Reproduce every line of the material below, but drop the pictures.

* START GIVEN DATA *

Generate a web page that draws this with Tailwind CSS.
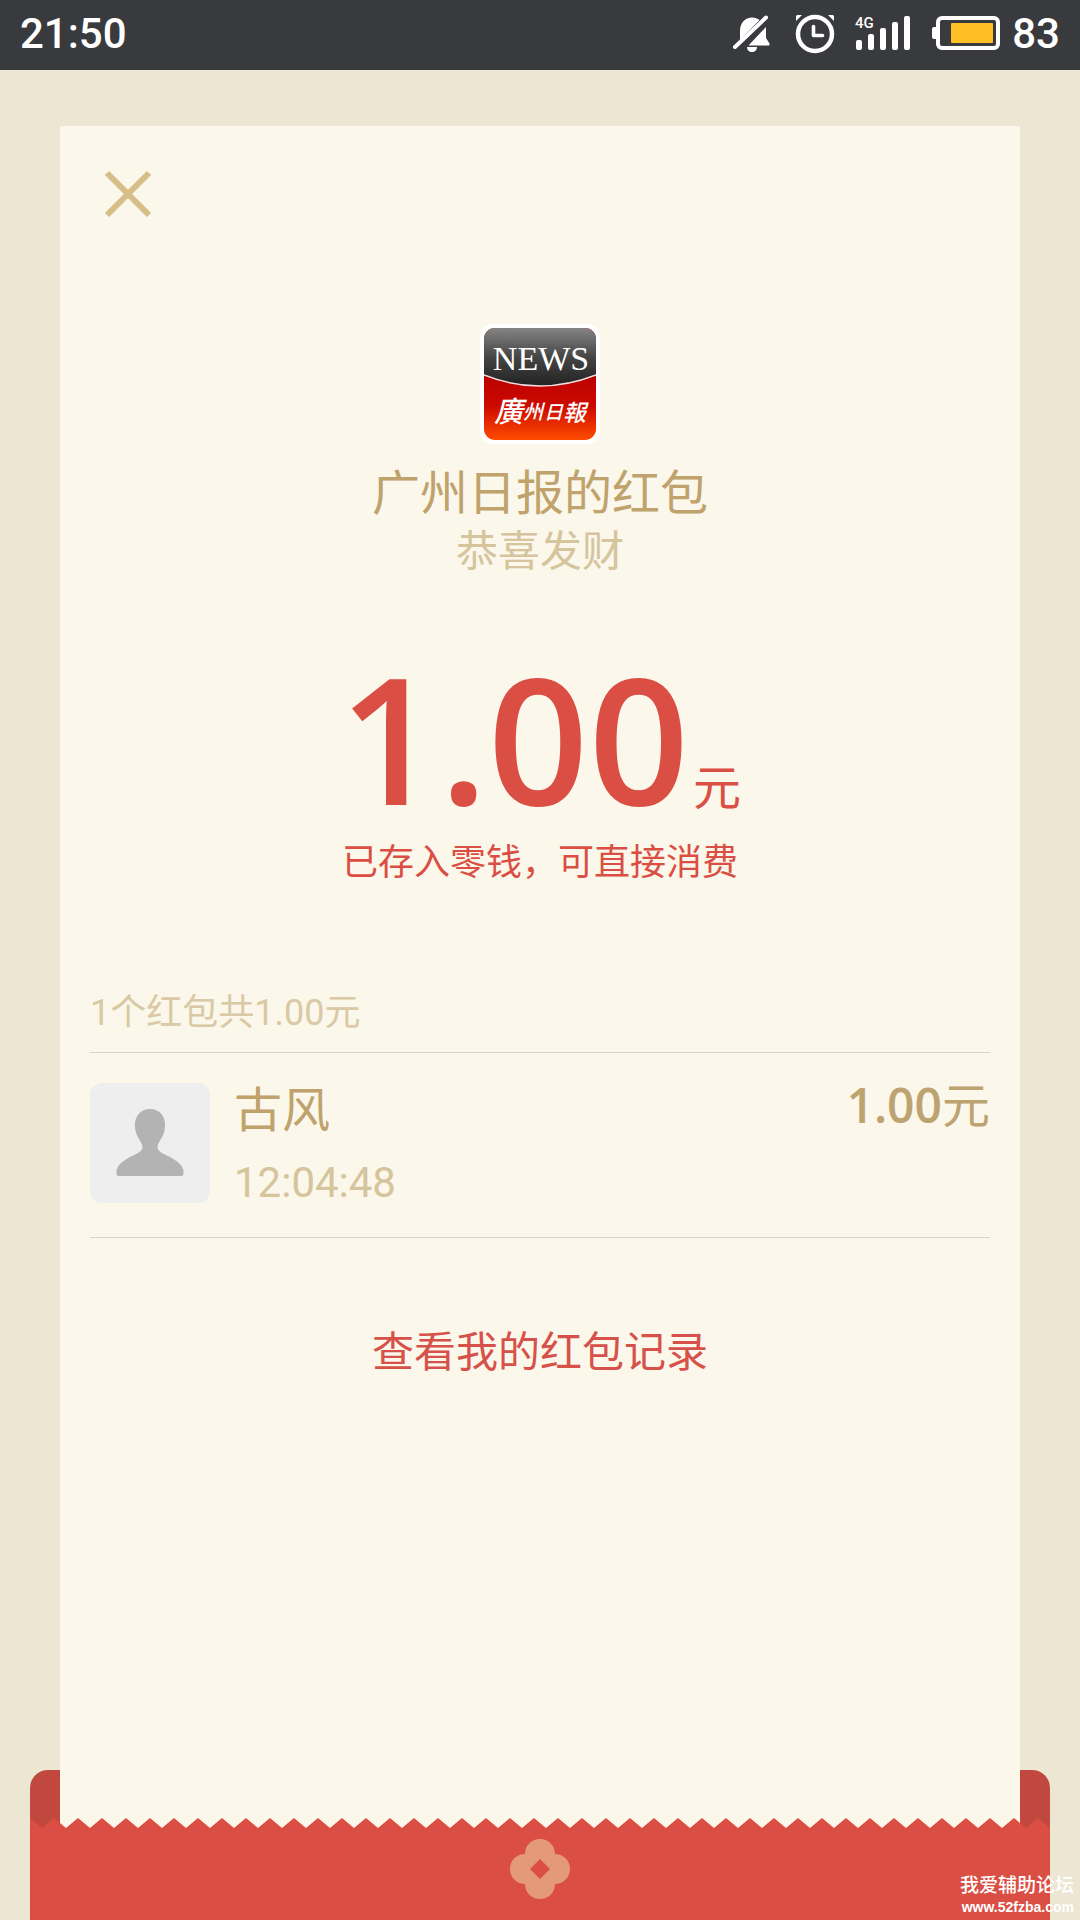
<!DOCTYPE html>
<html lang="zh-CN">
<head>
<meta charset="utf-8">
<meta name="viewport" content="width=device-width, initial-scale=1">
<title>红包详情</title>
<script src="https://cdn.jsdelivr.net/npm/@tailwindcss/browser@4"></script>
</head>
<body class="flex min-h-screen flex-col bg-[#ece6d3] font-[Roboto,'Noto_Sans_CJK_SC',sans-serif]">
  <header class="flex h-[70px] items-center justify-between bg-[#393a3e] px-5 pb-0.5 text-[42px] leading-none font-medium text-white">
    <time>21:50</time>
    <div class="flex items-center">
      <svg class="mr-6 h-10 w-10" viewBox="0 0 40 40" aria-label="静音">
        <path fill="#fff" d="M9 26V17C9 9 14 3.500 21 3.500c3 0 5.500 1 7.500 2.500zM35 13v11l3.500 5.500a1.500 1.500 0 0 1-1.500 2H17.500zM16 33h10c0 3-2.200 5-5 5s-5-2-5-5z"/>
        <path stroke="#fff" stroke-width="4" stroke-linecap="round" d="M4 33 35 3.500"/>
      </svg>
      <svg class="mr-5 h-10 w-10" viewBox="0 0 40 40" fill="none" stroke="#fff" aria-label="闹钟">
        <circle cx="20" cy="20" r="17" stroke-width="4.500"/>
        <path stroke-width="3.600" stroke-linecap="round" stroke-linejoin="round" d="M18.500 12.500V21.500H27.500"/>
        <path stroke="none" fill="#fff" d="M1 7V2.500Q1 1 2.500 1H7zM39 7V2.500Q39 1 37.500 1H33z"/>
      </svg>
      <svg class="mr-5 h-10 w-14" viewBox="0 0 56 40" fill="#fff" aria-label="4G信号">
        <text x="0" y="14" font-family="Roboto, sans-serif" font-size="15" font-weight="500">4G</text>
        <rect x="1" y="26" width="6" height="10" rx="2"/><rect x="13" y="20" width="6" height="16" rx="2"/><rect x="25" y="14" width="6" height="22" rx="2"/><rect x="37" y="8" width="6" height="28" rx="2"/><rect x="49" y="2" width="6" height="34" rx="2"/>
      </svg>
      <svg class="mr-[11px] h-10 w-[70px]" viewBox="0 0 70 40" aria-label="电量">
        <rect x="7" y="4" width="60" height="30" rx="4" fill="none" stroke="#fff" stroke-width="4"/>
        <path fill="#fff" d="M5 13v12H3q-2 0-2-2v-8q0-2 2-2z"/>
        <rect x="20" y="9" width="42" height="20" rx="1" fill="#ffbd26"/>
      </svg>
      <span>83</span>
    </div>
  </header>

  <main class="relative flex flex-1 flex-col px-[60px] pt-14">
    <div class="absolute inset-x-[30px] bottom-0 h-[150px] rounded-t-[18px] bg-[#c0483e]"></div>

    <section class="relative flex flex-1 flex-col bg-[#fbf7ea] px-[30px] pt-11">
      <button type="button" aria-label="关闭" class="ml-3.5 h-12 w-12">
        <svg class="h-12 w-12" viewBox="0 0 48 48" stroke="#d7bd88" stroke-width="6"><path d="M3 3 45 45M45 3 3 45"/></svg>
      </button>

      <div class="mt-[105px] flex flex-col items-center">
        <svg class="h-[122px] w-[122px]" viewBox="0 0 122 122" role="img" aria-label="广州日报">
          <defs>
            <linearGradient id="steel" x1="0" y1="0" x2="0" y2="1"><stop offset="0" stop-color="#858585"/><stop offset=".5" stop-color="#454545"/><stop offset="1" stop-color="#222"/></linearGradient>
            <linearGradient id="ember" x1="0" y1="0" x2="0" y2="1"><stop offset=".4" stop-color="#b80000"/><stop offset=".7" stop-color="#cc0a00"/><stop offset="1" stop-color="#ff4c00"/></linearGradient>
            <clipPath id="tile"><rect x="5" y="5" width="112" height="112" rx="11"/></clipPath>
          </defs>
          <rect x="1" y="1" width="120" height="120" rx="12" fill="#fff"/>
          <g clip-path="url(#tile)">
            <rect x="5" y="5" width="112" height="112" fill="url(#ember)"/>
            <path d="M5 5H117V52Q61 74 5 52z" fill="url(#steel)"/>
            <path d="M5 52Q61 74 117 52" fill="none" stroke="#f6dcdc" stroke-width="1.500"/>
          </g>
          <text x="62" y="47" fill="#fff" font-family="Liberation Serif, serif" font-size="34" text-anchor="middle">NEWS</text>
          <g fill="#fff" font-family="Noto Sans CJK TC, sans-serif" font-style="italic" font-weight="500">
            <text x="15" y="99" font-size="29">廣</text><text x="44" y="96" font-size="20">州</text><text x="65" y="96" font-size="19">日</text><text x="84" y="98" font-size="23">報</text>
          </g>
        </svg>
        <h1 class="mt-[21px] text-5xl leading-[56px] text-[#bfa26c]">广州日报的红包</h1>
        <p class="text-[42px] leading-[60px] text-[#d5c49c]">恭喜发财</p>
        <p class="mt-[65px] flex items-baseline gap-1 text-[#da4e43]">
          <span class="font-['Open_Sans'] text-[176px] leading-[180px] font-semibold">1.00</span><span class="text-5xl">元</span>
        </p>
        <p class="mt-3 text-4xl leading-[48px] text-[#da4e43]">已存入零钱，可直接消费</p>
      </div>

      <h2 class="mt-[102px] border-b border-[#d9d4c6] pb-[15px] text-4xl leading-[48px] text-[#d9c9a4]">1个红包共1.00元</h2>
      <ul>
        <li class="flex gap-6 border-b border-[#d9d4c6] pt-[30px] pb-6">
          <svg class="h-[120px] w-[120px] rounded-xl bg-[#eee]" viewBox="0 0 120 120" role="img" aria-label="头像">
            <path fill="#b3b3b3" d="M60 26C50 26 44 34 45 44C45.500 54 52 58 52.500 64C52.500 68 48 70 42 73C34 77 27 82 26.500 88V91Q26.500 93 29 93H91Q93.500 93 93.500 91V88C93 82 86 77 78 73C72 70 67.500 68 67.500 64C68 58 74.500 54 75 44C76 34 70 26 60 26z"/>
          </svg>
          <div class="flex-1">
            <p class="text-5xl leading-[56px] text-[#bfa26c]">古风</p>
            <time class="mt-3.5 block text-[42px] leading-[60px] text-[#d5c49c]">12:04:48</time>
          </div>
          <p class="text-5xl leading-[44px] text-[#bda36f]"><span class="font-['Open_Sans'] font-semibold">1.00</span>元</p>
        </li>
      </ul>
      <a href="#" class="mt-[85px] self-center text-[42px] leading-[60px] text-[#d6514a]">查看我的红包记录</a>
    </section>

    <footer class="relative -mx-[30px] -mt-3 h-[102px]">
      <svg class="absolute inset-0 h-full w-full" aria-hidden="true">
        <defs><pattern id="teeth" width="24" height="10" patternUnits="userSpaceOnUse"><path fill="#da4e43" d="M0 0 12 10 24 0V11H0z"/></pattern></defs>
        <rect width="100%" height="10" fill="url(#teeth)"/>
        <rect y="10" width="100%" height="92" fill="#da4e43"/>
      </svg>
      <svg class="relative mx-auto mt-5 h-[62px] w-[62px]" viewBox="0 0 62 62" aria-hidden="true">
        <path fill="#e59a77" fill-rule="evenodd" d="M16 16C16 7 23 1 31 1S46 7 46 16C55 16 61 23 61 31S55 46 46 46C46 55 39 61 31 61S16 55 16 46C7 46 1 39 1 31S7 16 16 16zM31 21 21 31 31 41 41 31z"/>
      </svg>
    </footer>
    <p class="absolute right-[6px] bottom-1 flex flex-col items-end text-[19px] leading-6 font-medium text-white">
      <span>我爱辅助论坛</span>
      <span class="font-['Liberation_Sans'] text-[14px] leading-[18px] font-bold">www.52fzba.com</span>
    </p>
  </main>
</body>
</html>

* END GIVEN DATA *

= EXERCISE ANSWER =
Generate a web page that draws this with Tailwind CSS.
<!DOCTYPE html>
<html lang="zh-CN">
<head>
<meta charset="utf-8">
<meta name="viewport" content="width=device-width, initial-scale=1">
<title>红包详情</title>
<script src="https://cdn.jsdelivr.net/npm/@tailwindcss/browser@4"></script>
</head>
<body class="flex min-h-screen flex-col bg-[#ece6d3] font-[Roboto,'Noto_Sans_CJK_SC',sans-serif]">
  <header class="flex h-[70px] items-center justify-between bg-[#393a3e] px-5 pb-0.5 text-[42px] leading-none font-medium text-white">
    <time>21:50</time>
    <div class="flex items-center">
      <svg class="mr-6 h-10 w-10" viewBox="0 0 40 40" aria-label="静音">
        <path fill="#fff" d="M9 26V17C9 9 14 3.500 21 3.500c3 0 5.500 1 7.500 2.500zM35 13v11l3.500 5.500a1.500 1.500 0 0 1-1.500 2H17.500zM16 33h10c0 3-2.200 5-5 5s-5-2-5-5z"/>
        <path stroke="#fff" stroke-width="4" stroke-linecap="round" d="M4 33 35 3.500"/>
      </svg>
      <svg class="mr-5 h-10 w-10" viewBox="0 0 40 40" fill="none" stroke="#fff" aria-label="闹钟">
        <circle cx="20" cy="20" r="17" stroke-width="4.500"/>
        <path stroke-width="3.600" stroke-linecap="round" stroke-linejoin="round" d="M18.500 12.500V21.500H27.500"/>
        <path stroke="none" fill="#fff" d="M1 7V2.500Q1 1 2.500 1H7zM39 7V2.500Q39 1 37.500 1H33z"/>
      </svg>
      <svg class="mr-5 h-10 w-14" viewBox="0 0 56 40" fill="#fff" aria-label="4G信号">
        <text x="0" y="14" font-family="Roboto, sans-serif" font-size="15" font-weight="500">4G</text>
        <rect x="1" y="26" width="6" height="10" rx="2"/><rect x="13" y="20" width="6" height="16" rx="2"/><rect x="25" y="14" width="6" height="22" rx="2"/><rect x="37" y="8" width="6" height="28" rx="2"/><rect x="49" y="2" width="6" height="34" rx="2"/>
      </svg>
      <svg class="mr-[11px] h-10 w-[70px]" viewBox="0 0 70 40" aria-label="电量">
        <rect x="7" y="4" width="60" height="30" rx="4" fill="none" stroke="#fff" stroke-width="4"/>
        <path fill="#fff" d="M5 13v12H3q-2 0-2-2v-8q0-2 2-2z"/>
        <rect x="20" y="9" width="42" height="20" rx="1" fill="#ffbd26"/>
      </svg>
      <span>83</span>
    </div>
  </header>

  <main class="relative flex flex-1 flex-col px-[60px] pt-14">
    <div class="absolute inset-x-[30px] bottom-0 h-[150px] rounded-t-[18px] bg-[#c0483e]"></div>

    <section class="relative flex flex-1 flex-col bg-[#fbf7ea] px-[30px] pt-11">
      <button type="button" aria-label="关闭" class="ml-3.5 h-12 w-12">
        <svg class="h-12 w-12" viewBox="0 0 48 48" stroke="#d7bd88" stroke-width="6"><path d="M3 3 45 45M45 3 3 45"/></svg>
      </button>

      <div class="mt-[105px] flex flex-col items-center">
        <svg class="h-[122px] w-[122px]" viewBox="0 0 122 122" role="img" aria-label="广州日报">
          <defs>
            <linearGradient id="steel" x1="0" y1="0" x2="0" y2="1"><stop offset="0" stop-color="#858585"/><stop offset=".5" stop-color="#454545"/><stop offset="1" stop-color="#222"/></linearGradient>
            <linearGradient id="ember" x1="0" y1="0" x2="0" y2="1"><stop offset=".4" stop-color="#b80000"/><stop offset=".7" stop-color="#cc0a00"/><stop offset="1" stop-color="#ff4c00"/></linearGradient>
            <clipPath id="tile"><rect x="5" y="5" width="112" height="112" rx="11"/></clipPath>
          </defs>
          <rect x="1" y="1" width="120" height="120" rx="12" fill="#fff"/>
          <g clip-path="url(#tile)">
            <rect x="5" y="5" width="112" height="112" fill="url(#ember)"/>
            <path d="M5 5H117V52Q61 74 5 52z" fill="url(#steel)"/>
            <path d="M5 52Q61 74 117 52" fill="none" stroke="#f6dcdc" stroke-width="1.500"/>
          </g>
          <text x="62" y="47" fill="#fff" font-family="Liberation Serif, serif" font-size="34" text-anchor="middle">NEWS</text>
          <g fill="#fff" font-family="Noto Sans CJK TC, sans-serif" font-style="italic" font-weight="500">
            <text x="15" y="99" font-size="29">廣</text><text x="44" y="96" font-size="20">州</text><text x="65" y="96" font-size="19">日</text><text x="84" y="98" font-size="23">報</text>
          </g>
        </svg>
        <h1 class="mt-[21px] text-5xl leading-[56px] text-[#bfa26c]">广州日报的红包</h1>
        <p class="text-[42px] leading-[60px] text-[#d5c49c]">恭喜发财</p>
        <p class="mt-[65px] flex items-baseline gap-1 text-[#da4e43]">
          <span class="font-['Open_Sans'] text-[176px] leading-[180px] font-semibold">1.00</span><span class="text-5xl">元</span>
        </p>
        <p class="mt-3 text-4xl leading-[48px] text-[#da4e43]">已存入零钱，可直接消费</p>
      </div>

      <h2 class="mt-[102px] border-b border-[#d9d4c6] pb-[15px] text-4xl leading-[48px] text-[#d9c9a4]">1个红包共1.00元</h2>
      <ul>
        <li class="flex gap-6 border-b border-[#d9d4c6] pt-[30px] pb-6">
          <svg class="h-[120px] w-[120px] rounded-xl bg-[#eee]" viewBox="0 0 120 120" role="img" aria-label="头像">
            <path fill="#b3b3b3" d="M60 26C50 26 44 34 45 44C45.500 54 52 58 52.500 64C52.500 68 48 70 42 73C34 77 27 82 26.500 88V91Q26.500 93 29 93H91Q93.500 93 93.500 91V88C93 82 86 77 78 73C72 70 67.500 68 67.500 64C68 58 74.500 54 75 44C76 34 70 26 60 26z"/>
          </svg>
          <div class="flex-1">
            <p class="text-5xl leading-[56px] text-[#bfa26c]">古风</p>
            <time class="mt-3.5 block text-[42px] leading-[60px] text-[#d5c49c]">12:04:48</time>
          </div>
          <p class="text-5xl leading-[44px] text-[#bda36f]"><span class="font-['Open_Sans'] font-semibold">1.00</span>元</p>
        </li>
      </ul>
      <a href="#" class="mt-[85px] self-center text-[42px] leading-[60px] text-[#d6514a]">查看我的红包记录</a>
    </section>

    <footer class="relative -mx-[30px] -mt-3 h-[102px]">
      <svg class="absolute inset-0 h-full w-full" aria-hidden="true">
        <defs><pattern id="teeth" width="24" height="10" patternUnits="userSpaceOnUse"><path fill="#da4e43" d="M0 0 12 10 24 0V11H0z"/></pattern></defs>
        <rect width="100%" height="10" fill="url(#teeth)"/>
        <rect y="10" width="100%" height="92" fill="#da4e43"/>
      </svg>
      <svg class="relative mx-auto mt-5 h-[62px] w-[62px]" viewBox="0 0 62 62" aria-hidden="true">
        <path fill="#e59a77" fill-rule="evenodd" d="M16 16C16 7 23 1 31 1S46 7 46 16C55 16 61 23 61 31S55 46 46 46C46 55 39 61 31 61S16 55 16 46C7 46 1 39 1 31S7 16 16 16zM31 21 21 31 31 41 41 31z"/>
      </svg>
    </footer>
    <p class="absolute right-[6px] bottom-1 flex flex-col items-end text-[19px] leading-6 font-medium text-white">
      <span>我爱辅助论坛</span>
      <span class="font-['Liberation_Sans'] text-[14px] leading-[18px] font-bold">www.52fzba.com</span>
    </p>
  </main>
</body>
</html>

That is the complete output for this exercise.